Даже его близкие друзья и сотрудники, даже его родная мать делали что могли, чтобы воспрепятствовать его стремлению сотрудничать с социалистической державой. Известно, что Гарри Трумэн, ставший потом при Рузвельте вице-президентом США, заявил через день после нападения Гитлера на СССР в интервью с корреспондентом «Нью-Йорк таймс»: «Если мы увидим, что выигрывает Германия, то нам следует помогать России, а если выигрывать будет Россия, то нам следует помогать Германии, и, таким образом, пусть они убивают как можно больше». Что-то от вашингтонского духа 80-х годов уже было в этих словах.

Не следует забывать, что Рузвельт был годами окружен такими людьми, проникавшими и в его личную среду. Но что они могли сделать против такого выдающегося государственного деятеля?

Чаковский делает эпиграфом своего романа слова Рузвельта, произнесенные им в Конгрессе 7 января 1943 года: «Я содрогаюсь при мысли, что произойдет с человечеством, в том числе и с нами, если нынешняя война не закончится прочным миром и вспыхнет новая война, когда наши сегодняшние малыши достигнут призывного возраста».

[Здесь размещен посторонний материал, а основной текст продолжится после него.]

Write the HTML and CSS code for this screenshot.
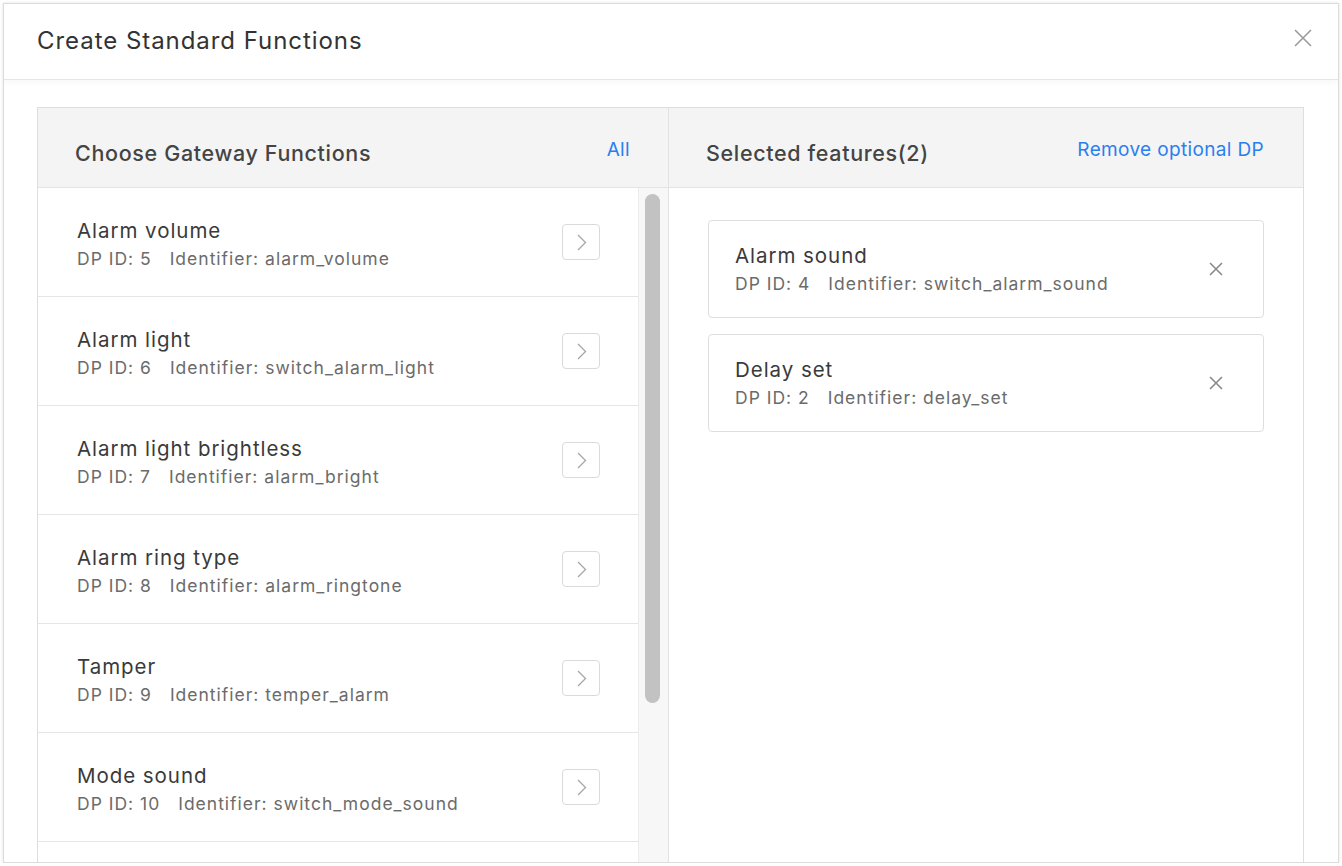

Пророческие слова. Он все-таки предвидел то, что все мы наблюдаем за океаном теперь, в 80-х годах. Предвидел исорок лет назадхотел предостеречь. Рейгану тогда было 32 года.

Да, Рузвельт слишком хорошо знал скрытую кухню американского империализма, но, пока был жив, не позволял втянуть себя в ее котел.

За трое суток до своей смерти, 12 апреля 1945 года он, как пишет Чаковский, предостерегал против тех, кто не видит прямой связи между признанием Америкой Советского Союза в 1933 году и тем, что в битве с общим врагом обе державы оказались вместе. Это была одна последовательная линия политики. «В те времена, — передает мысль Рузвельта Чаковский, — многие меня проклинали. За то, что, признав Россию, я заключил союз с дьяволом. Оказалось, что союз был заключен против дьявола».

Рузвельт оставался другом Советского Союза до самого конца. Есть все основания думать, что если бы каким-то чудом он был жив сегодня, то стоял бы там, где сейчас стоит его старый (ныне девяностодвухлетний) сотрудник У. Аверелл Гарриман, также выходец из богатой капиталистической среды и при Рузвельте посол США в Москве. Он был бы на стороне убежденных противников нынешнего президента США. К такому выводу приводит книга Чаковского.

Что было бы, если бы не Трумэн, а Рузвельт находился в Белом доме в первые послевоенные годы? Ясно только, что многое; очень многое в мировой истории пришлось бы переписать.

Еще один вопрос. Идеализирует ли Чаковский Рузвельта?

Нет, ничего такого, что внесло бы в его роман некоторую розовую фальшь, там не найти. Автор со всей осторожностью пересказывает историю такой, какой она была, рисует портрет Рузвельта на основе огромного количества документов, книг и газет, воспоминаний знавших его людей. Упоминает и о некоторых слабостях и ошибках Рузвельта.

Конечно, Чаковский вносит в текст и что-то от своих личных симпатий. Но кто из авторов романов, хотя бы и исторических, не вправе это делать? Во всяком случае, Чаковский основывается на проверенных фактах. Им можно верить.

Читатель заметит, что автор не обошел и ряда острых разногласий, порой разделявших Москву и Вашингтон при Рузвельте. Например, разногласий по польскому вопросу, по поводу тайных переговоров англичан и американцев с германскими фашистами в Берне и особенно по поводу второго фронта. Все это в романе есть. «Но, — писал сам Рузвельт в своем последнем послании Конгрессу „О положении в стране“, — мы не должны допустить, чтобы эти разногласия разделили нас и заслонили от нас наши более важные и долговременные интересы». В числе таких первоочередных, долговременных интересов Рузвельт в этом послании назвал необходимость обеспечить прочный мир.

Читал ли Рональд Рейган когда-нибудь это послание? Но можно ли вообще соразмерять этих двух президентов США друг с другом?